Short answer: Yes, but near-tropical latitudes flatten daylight swings, making rain the real seasonal driver. Costa Rica has roughly 11½–12½ hours of daylight all year. Without big light and temperature swings, people organise their lives around rainfall patterns, not the thermometer.

  • Minimal daylight variation throughout the year
  • Microclimates split the country: Pacific vs Caribbean
  • Temperatures stay moderate; precipitation sets the rhythm

What does “summer” mean in Costa Rican life?

Short answer: Sun-soaked weekends, road trips, and easy logistics for adventure. Families head to Guanacaste’s golden arcs, divers enjoy clearer Pacific visibility in many spots, and hikers find dry trails at Rincón de la Vieja or Tenorio. Weddings, concerts, and food fairs spill outdoors, and tourism operators scale up to meet demand.

Think picnic coolers and sandy feet in January—socially, it feels like July in the UK or August in France, even if the calendar says otherwise.

What’s similar to Northern “summer” during Costa Rica’s dry season?

Short answer: The vibe matches: beach culture, alfresco meals, festivals, and late, warm evenings.
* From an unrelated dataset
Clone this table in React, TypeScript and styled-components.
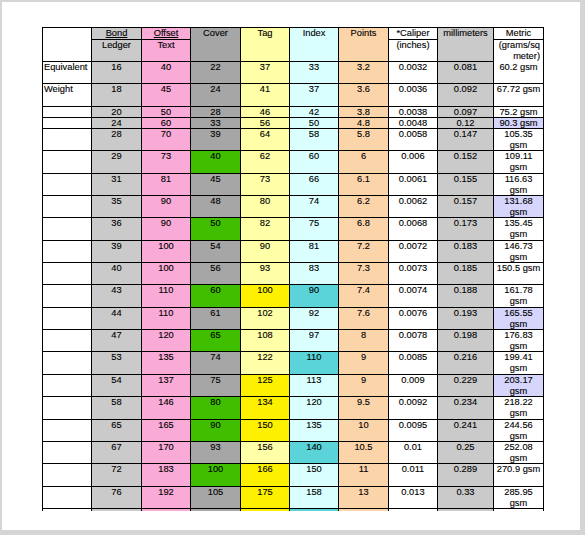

The wardrobe flips to linen and sandals, catamarans fill at sunset, and the country’s mood centres on sea, sand, and relaxed schedules.

  • Shared habits: barbecues, sundowners, open-air gigs
  • Peak travel energy: hotels full, parks lively
  • Water time: surfing, paddleboarding, sailing, snorkelling

What about the Caribbean side and the “mini-summer”?

Short answer: The Caribbean coast runs to its own beat, often clearer in September–October; a brief national “veranillo” can pop up in late June or early July. These pulses are part of Costa Rica’s microclimate magic, letting savvy travellers time picture-perfect windows beyond the classic dry months.

How should travellers time a trip?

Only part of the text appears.